Can’t one just ignore the EPA, and the EPA will just do something like this:
“EPA Drastically Cuts Cellulosic Ethanol Requirement in Fuel for 2012”
“The fuel hasn’t been made in significant enough quantities to meet that goal and the EPA is now proposing a cut back on the goal.”
http://www.dailytech.com/article.aspx?newsid=21974
Just finished reading the Opinion and all the above. B-737 has the take closest to mine. The Court inferred that EPA actions have to reflect a common good or gain; lack of EPA balance can be appealed.
Anyone fancy annoying the alarmists that run Wikipedia by suggesting that the supreme court is a reliable source?
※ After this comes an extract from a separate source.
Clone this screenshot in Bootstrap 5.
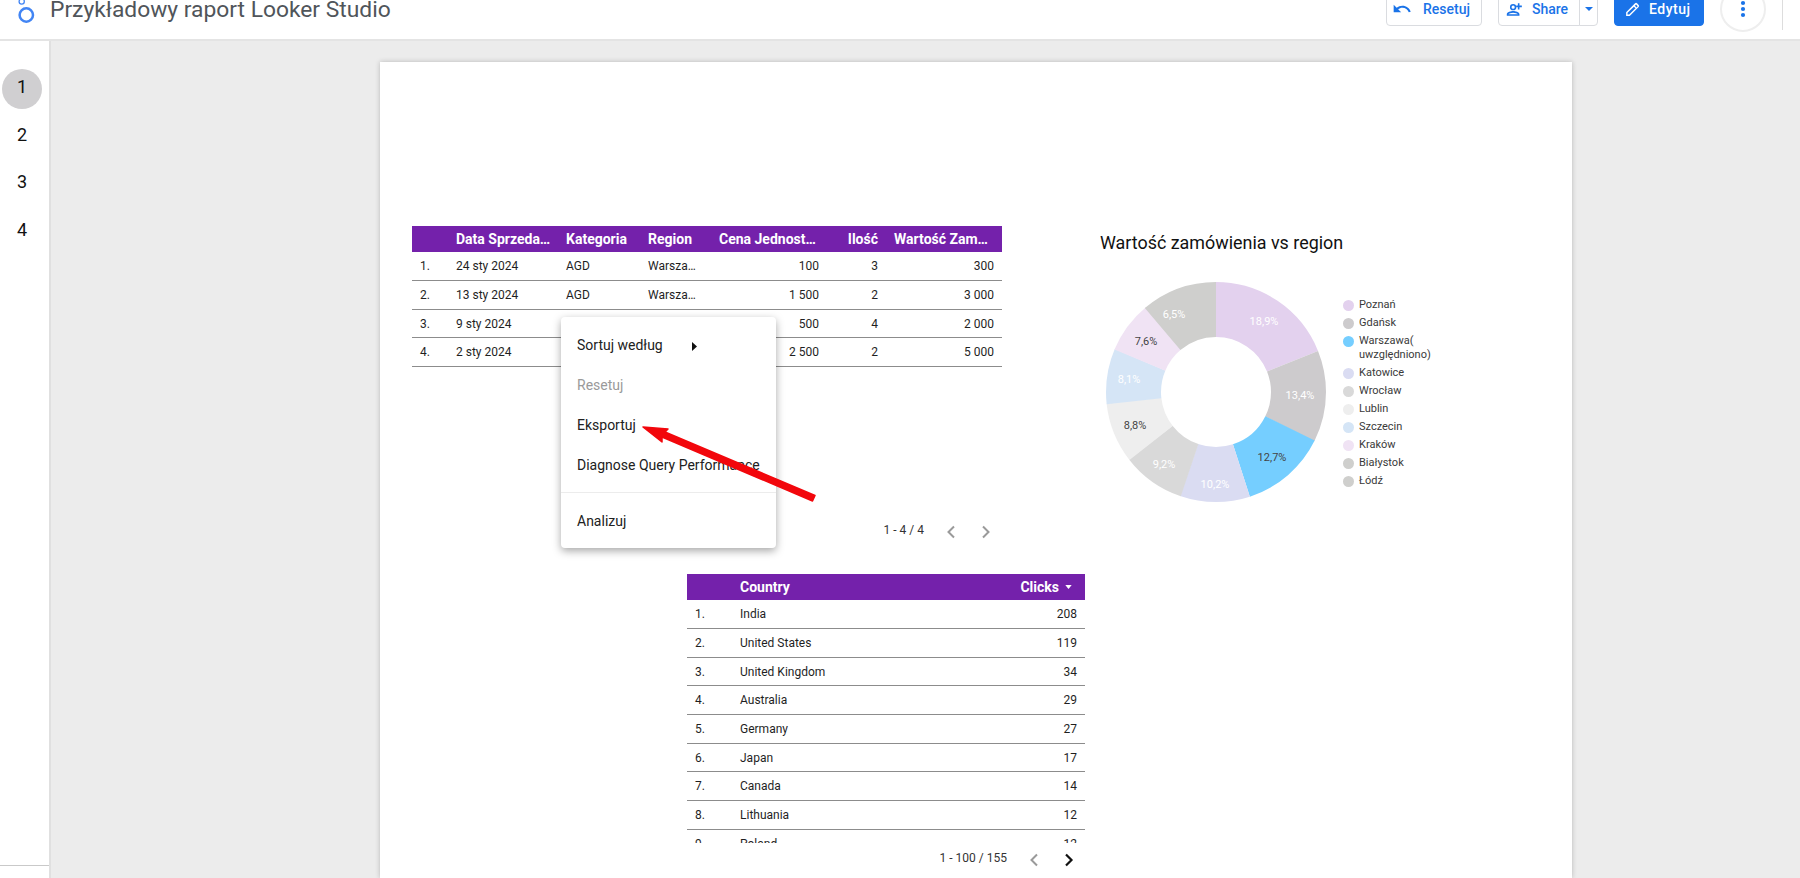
<!DOCTYPE html>
<html lang="pl">
<head>
<meta charset="utf-8">
<title>Przykładowy raport Looker Studio</title>
<link href="https://cdn.jsdelivr.net/npm/bootstrap@5.3.0/dist/css/bootstrap.min.css" rel="stylesheet">
<style>
html,body{height:878px;overflow:hidden}
body{font-family:Roboto,"Liberation Sans",sans-serif;background:#ececec;color:#1a1a1a}
.top-bar{height:41px;background:#fff;border-bottom:2px solid #e4e4e4;overflow:hidden}
.app-logo{width:22px;height:24px;margin:0 0 0 14px;flex:none}
.app-title{font-size:22.8px;line-height:20px;color:#50555a;margin:0 0 0 14px;font-weight:400}
.bar-actions{margin-top:-8px;gap:16px;padding-right:17px}
.bar-btn{height:34px;display:inline-flex;align-items:center;font-size:14px;font-weight:500;padding:0;background:#fff;color:#1a73e8;border:1px solid #dadce0;border-radius:4px}
.bar-btn:hover{background:#fff;color:#1a73e8;border-color:#dadce0}
.btn-reset{width:96px;padding-left:5px;gap:11px}
.btn-share{width:82px;padding-left:7px;gap:7px;border-radius:4px 0 0 4px}
.btn-caret{width:19px;justify-content:center;border-radius:0 4px 4px 0}
.btn-edit{width:90px;padding-left:9px;gap:8px;background:#1a73e8;color:#fff;border-color:#1a73e8;letter-spacing:.5px}
.btn-edit:hover{background:#1a73e8;color:#fff;border-color:#1a73e8}
.btn-more{width:46px;height:46px;margin-top:-6px;border-radius:50%;justify-content:center;border:2px solid #eee}
.bar-rule{width:1px;height:38px;background:#ddd}
.work-area{height:837px}
.page-rail{width:51px;flex:none;background:#fff;border-right:2px solid #e0e0e0;position:relative;padding:27px 0 0 1px}
.page-num{width:40px;height:40px;margin:0 0 7.5px 1px;border-radius:50%;font-size:18px;line-height:38px;text-align:center;color:#111}
.page-num.is-on{background:#d0cfd1;line-height:36px;transform:translateY(1px)}
.rail-line{position:absolute;left:0;right:0;bottom:12px;height:1px;background:#c9c9c9}
.report-sheet{width:1192px;margin:21px 0 0 329px;background:#fff;box-shadow:0 0 5px rgba(0,0,0,.22);position:relative;height:816px}
.upper-row{height:512px;padding:164px 0 0 32px}
.block-one{width:590px}
.data-grid{table-layout:fixed;width:100%;margin:0;border-collapse:collapse;font-size:12px;color:#1f1f1f}
.data-grid th{background:#7421ab;color:#fff;font-size:14px;font-weight:700;height:26px;padding:0 8px;border:0;white-space:nowrap;overflow:hidden;line-height:26px;vertical-align:middle}
.data-grid td{height:28.67px;padding:0 8px;border:0;border-bottom:1px solid #8c8c8c;white-space:nowrap;overflow:hidden;background:transparent;color:#1f1f1f;vertical-align:middle}
.data-grid th.pad-m{padding-right:12px}
.data-grid th.pad-l{padding-right:14px}
.w-a{width:36px}.w-b{width:110px}.w-c{width:82px}.w-d{width:71px}.w-e{width:116px}.w-f{width:59px}.w-g{width:116px}
.pager{height:20px;font-size:12px;line-height:20px;color:#333;gap:0;padding-right:6px}
.pager svg{width:20px;height:20px;flex:none}
.pager .prev-arrow{margin:2px 15px 0 17px}
.pager svg.next-arrow{margin-top:2px}
.block-one .pager{margin-top:153px}
.chart-block{margin-left:98px;width:340px}
.chart-title{font-size:17.9px;line-height:34px;font-weight:400;color:#111;margin:0 0 22px}
.donut{width:220px;height:220px;margin-left:6px;flex:none}
.donut text{font:11px Roboto,"Liberation Sans",sans-serif;text-anchor:middle;dominant-baseline:central}
.legend-list{margin:13.5px 0 0 17px;padding:0;list-style:none;font-size:11px;line-height:14px;color:#3a3a3a}
.legend-list li{display:flex;gap:5px;padding:2px 0}
.legend-dot{width:11px;height:11px;border-radius:50%;flex:none;margin-top:2px}
.c1{background:#e3d1ee}.c2{background:#cdcbcd}.c3{background:#75ceff}.c4{background:#dadcf2}.c5{background:#d9d9d9}.c6{background:#eee}.c7{background:#d5e5f6}.c8{background:#f0e3f4}.c9{background:#cfcfcd}.c10{background:#cfcfcd}
.block-two{width:398px;margin-left:307px}
.clip-box{height:269px;overflow:hidden}
.block-two .pager{margin-top:5px;padding-right:6px}
.col-x{width:45px}.col-y{width:auto}.col-z{width:110px}
.sort-mark{width:7px;height:4px;margin:0 0 2px 6px}
.data-grid th.th-clicks{padding-right:13px}
.ctx-menu{display:block;position:absolute;left:181px;top:255px;width:215px;height:231px;padding:8px 0 7px;margin:0;border:0;border-radius:4px;box-shadow:0 3px 8px rgba(0,0,0,.35);font-size:14px;min-width:0;background:#fff}
.ctx-menu .dropdown-item{height:40px;line-height:40px;padding:0 0 0 16px;color:#212121;white-space:nowrap}
.ctx-menu .dropdown-item.disabled{color:#9a9a9a}
.ctx-menu .dropdown-divider{margin:7px 0 8px;border-top:1px solid #ececec;opacity:1}
.tri-mark{width:5px;height:9px;margin-left:29px;vertical-align:-0.5px}
.red-arrow{position:absolute;left:256px;top:355px;width:190px;height:90px;pointer-events:none;z-index:1001}
</style>
</head>
<body>
<header class="top-bar d-flex align-items-start">
  <svg class="app-logo" viewBox="0 0 22 24" fill="none" stroke="#4285f4" stroke-width="2.500"><circle cx="12.300" cy="15" r="6.700"/><circle cx="7.700" cy="1.500" r="2.600" stroke-width="1.300"/></svg>
  <h1 class="app-title">Przykładowy raport Looker Studio</h1>
  <div class="bar-actions d-flex align-items-start ms-auto">
    <button type="button" class="btn bar-btn btn-reset"><svg width="20" height="20" viewBox="0 0 24 24" fill="#1a73e8"><path d="M12.500 8c-2.650 0-5.050 1-6.900 2.600L2 7v9h9l-3.620-3.620C8.770 11.200 10.540 10.500 12.500 10.500c3.540 0 6.550 2.310 7.600 5.500l2.370-.78C21.080 11.030 17.150 8 12.500 8z"/></svg>Resetuj</button>
    <div class="btn-group" role="group">
      <button type="button" class="btn bar-btn btn-share"><svg width="19" height="19" viewBox="0 0 24 24" fill="#1a73e8"><path d="M15 4v3h-2v2h2v3h2V9h3V7h-3V4h-2zM9 5a4 4 0 1 0 0 8 4 4 0 0 0 0-8zm0 2a2 2 0 1 1 0 4 2 2 0 0 1 0-4zm0 7c-2.700 0-8 1.300-8 4v2h16v-2c0-2.700-5.300-4-8-4zm0 2c2.600 0 5.400 1.200 6 2H3c.6-.8 3.400-2 6-2z"/></svg>Share</button>
      <button type="button" class="btn bar-btn btn-caret" aria-label="Share options"><svg width="8" height="4" viewBox="0 0 10 5" fill="#1a73e8"><path d="M0 0h10L5 5z"/></svg></button>
    </div>
    <button type="button" class="btn bar-btn btn-edit"><svg width="17" height="17" viewBox="0 0 24 24" fill="#fff"><path d="M20.700 5.600 18.400 3.300a2 2 0 0 0-2.800 0L3 15.900V21h5.100L20.700 8.400a2 2 0 0 0 0-2.800zM7.300 19H5v-2.300L14 8l2.300 2.300L7.300 19zM17.700 9 15.400 6.700l1.600-1.600 2.300 2.300L17.700 9z"/></svg>Edytuj</button>
    <button type="button" class="btn bar-btn btn-more" aria-label="Więcej"><svg width="6" height="18" viewBox="0 0 6 18" fill="#1a73e8"><circle cx="3" cy="3" r="2.100"/><circle cx="3" cy="9" r="2.100"/><circle cx="3" cy="15" r="2.100"/></svg></button>
    <div class="bar-rule"></div>
  </div>
</header>

<div class="work-area d-flex">
  <nav class="page-rail">
    <div class="page-num is-on">1</div>
    <div class="page-num">2</div>
    <div class="page-num">3</div>
    <div class="page-num">4</div>
    <div class="rail-line"></div>
  </nav>

  <main class="report-sheet">
    <div class="upper-row d-flex align-items-start">
      <section class="block-one">
        <table class="table data-grid">
          <colgroup><col class="w-a"><col class="w-b"><col class="w-c"><col class="w-d"><col class="w-e"><col class="w-f"><col class="w-g"></colgroup>
          <thead><tr><th></th><th>Data Sprzeda…</th><th>Kategoria</th><th>Region</th><th class="text-end pad-m">Cena Jednost…</th><th class="text-end">Ilość</th><th class="text-end pad-l">Wartość Zam…</th></tr></thead>
          <tbody>
            <tr><td>1.</td><td>24 sty 2024</td><td>AGD</td><td>Warsza…</td><td class="text-end">100</td><td class="text-end">3</td><td class="text-end">300</td></tr>
            <tr><td>2.</td><td>13 sty 2024</td><td>AGD</td><td>Warsza…</td><td class="text-end">1 500</td><td class="text-end">2</td><td class="text-end">3 000</td></tr>
            <tr><td>3.</td><td>9 sty 2024</td><td></td><td></td><td class="text-end">500</td><td class="text-end">4</td><td class="text-end">2 000</td></tr>
            <tr><td>4.</td><td>2 sty 2024</td><td></td><td></td><td class="text-end">2 500</td><td class="text-end">2</td><td class="text-end">5 000</td></tr>
          </tbody>
        </table>
        <div class="pager d-flex justify-content-end">
          <span>1 - 4 / 4</span>
          <svg class="prev-arrow" viewBox="0 0 20 20" fill="none" stroke="#9a9a9a" stroke-width="2"><path d="M13 4.500 7.500 10l5.500 5.500"/></svg>
          <svg class="next-arrow" viewBox="0 0 20 20" fill="none" stroke="#9a9a9a" stroke-width="2"><path d="M7 4.500 12.500 10 7 15.500"/></svg>
        </div>
      </section>

      <section class="chart-block">
        <h2 class="chart-title">Wartość zamówienia vs region</h2>
        <div class="d-flex align-items-start">
          <svg class="donut" viewBox="0 0 220 220" fill="none" stroke-width="55">
            <g transform="rotate(-90 110 110)">
              <circle cx="110" cy="110" r="82.500" pathLength="100" stroke="#e3d1ee" stroke-dasharray="18.900 100"/>
              <circle cx="110" cy="110" r="82.500" pathLength="100" stroke="#cdcbcd" stroke-dasharray="13.500 100" stroke-dashoffset="-18.900"/>
              <circle cx="110" cy="110" r="82.500" pathLength="100" stroke="#75ceff" stroke-dasharray="12.700 100" stroke-dashoffset="-32.300"/>
              <circle cx="110" cy="110" r="82.500" pathLength="100" stroke="#dadcf2" stroke-dasharray="10.300 100" stroke-dashoffset="-45"/>
              <circle cx="110" cy="110" r="82.500" pathLength="100" stroke="#d9d9d9" stroke-dasharray="9.300 100" stroke-dashoffset="-55.200"/>
              <circle cx="110" cy="110" r="82.500" pathLength="100" stroke="#eeeeee" stroke-dasharray="8.900 100" stroke-dashoffset="-64.400"/>
              <circle cx="110" cy="110" r="82.500" pathLength="100" stroke="#d5e5f6" stroke-dasharray="8.200 100" stroke-dashoffset="-73.200"/>
              <circle cx="110" cy="110" r="82.500" pathLength="100" stroke="#f0e3f4" stroke-dasharray="7.700 100" stroke-dashoffset="-81.300"/>
              <circle cx="110" cy="110" r="82.500" pathLength="100" stroke="#cfcfcd" stroke-dasharray="11.200 100" stroke-dashoffset="-88.800"/>
            </g>
            <g stroke="none" fill="#fff">
              <text x="158" y="39">18,9%</text>
              <text x="194" y="113">13,4%</text>
              <text x="166" y="175" fill="#444">12,7%</text>
              <text x="109" y="202">10,2%</text>
              <text x="58" y="182">9,2%</text>
              <text x="29" y="143" fill="#444">8,8%</text>
              <text x="23" y="97">8,1%</text>
              <text x="40" y="59" fill="#444">7,6%</text>
              <text x="68" y="32">6,5%</text>
            </g>
          </svg>
          <ul class="legend-list">
            <li><span class="legend-dot c1"></span><span>Poznań</span></li>
            <li><span class="legend-dot c2"></span><span>Gdańsk</span></li>
            <li><span class="legend-dot c3"></span><span>Warszawa(<br>uwzględniono)</span></li>
            <li><span class="legend-dot c4"></span><span>Katowice</span></li>
            <li><span class="legend-dot c5"></span><span>Wrocław</span></li>
            <li><span class="legend-dot c6"></span><span>Lublin</span></li>
            <li><span class="legend-dot c7"></span><span>Szczecin</span></li>
            <li><span class="legend-dot c8"></span><span>Kraków</span></li>
            <li><span class="legend-dot c9"></span><span>Białystok</span></li>
            <li><span class="legend-dot c10"></span><span>Łódź</span></li>
          </ul>
        </div>
      </section>
    </div>

    <section class="block-two">
      <div class="clip-box">
        <table class="table data-grid">
          <colgroup><col class="col-x"><col class="col-y"><col class="col-z"></colgroup>
          <thead><tr><th></th><th>Country</th><th class="text-end th-clicks">Clicks<svg class="sort-mark" viewBox="0 0 8 5" fill="#fff"><path d="M0 0h8L4 5z"/></svg></th></tr></thead>
          <tbody>
            <tr><td>1.</td><td>India</td><td class="text-end">208</td></tr>
            <tr><td>2.</td><td>United States</td><td class="text-end">119</td></tr>
            <tr><td>3.</td><td>United Kingdom</td><td class="text-end">34</td></tr>
            <tr><td>4.</td><td>Australia</td><td class="text-end">29</td></tr>
            <tr><td>5.</td><td>Germany</td><td class="text-end">27</td></tr>
            <tr><td>6.</td><td>Japan</td><td class="text-end">17</td></tr>
            <tr><td>7.</td><td>Canada</td><td class="text-end">14</td></tr>
            <tr><td>8.</td><td>Lithuania</td><td class="text-end">12</td></tr>
            <tr><td>9.</td><td>Poland</td><td class="text-end">12</td></tr>
          </tbody>
        </table>
      </div>
      <div class="pager d-flex justify-content-end">
        <span>1 - 100 / 155</span>
        <svg class="prev-arrow" viewBox="0 0 20 20" fill="none" stroke="#9a9a9a" stroke-width="2"><path d="M13 4.500 7.500 10l5.500 5.500"/></svg>
        <svg class="next-arrow" viewBox="0 0 20 20" fill="none" stroke="#111" stroke-width="2.200"><path d="M7 4.500 12.500 10 7 15.500"/></svg>
      </div>
    </section>

    <div class="dropdown-menu ctx-menu">
      <a class="dropdown-item" href="#">Sortuj według<svg class="tri-mark" viewBox="0 0 5 9" fill="#111"><path d="M0 0l5 4.500L0 9z"/></svg></a>
      <a class="dropdown-item disabled" href="#">Resetuj</a>
      <a class="dropdown-item" href="#">Eksportuj</a>
      <a class="dropdown-item" href="#">Diagnose Query Performance</a>
      <div class="dropdown-divider"></div>
      <a class="dropdown-item" href="#">Analizuj</a>
    </div>
    <svg class="red-arrow" viewBox="0 0 190 90"><path d="M7 10 32 12 29 15 179 78.500 176.500 84 26 20 26 25z" fill="#f2070c" stroke="#f2070c" stroke-width="1.500" stroke-linejoin="round"/></svg>
  </main>
</div>
<script src="https://cdn.jsdelivr.net/npm/bootstrap@5.3.0/dist/js/bootstrap.bundle.min.js"></script>
</body>
</html>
We all know the answer: the only reliable source is the 73 scientists who form the ‘overwhelming consensus’ who seem to extremely close … so close one couldn’t tell them apart from those who spend an awful lot of time editing Wikipedia
Rattus Norvegicus
The history of the acts as shown on EPA site
http://www.epa.gov/air/caa/peg/understand.html
The idea of a pollutant has been extended by the courts away from an earlier common sense idea. How would you feel if smoking were regulated by EPA as a court decided cigarette smoke was a pollutant. You would not argue that smoke was good for you and the people around you. You would argue elected representatives need to authorize the role change as cigarette smoke is not in the scope intended when the acts were examined.
Congress can limit or extend the EPA role, but has not so the status quo should apply.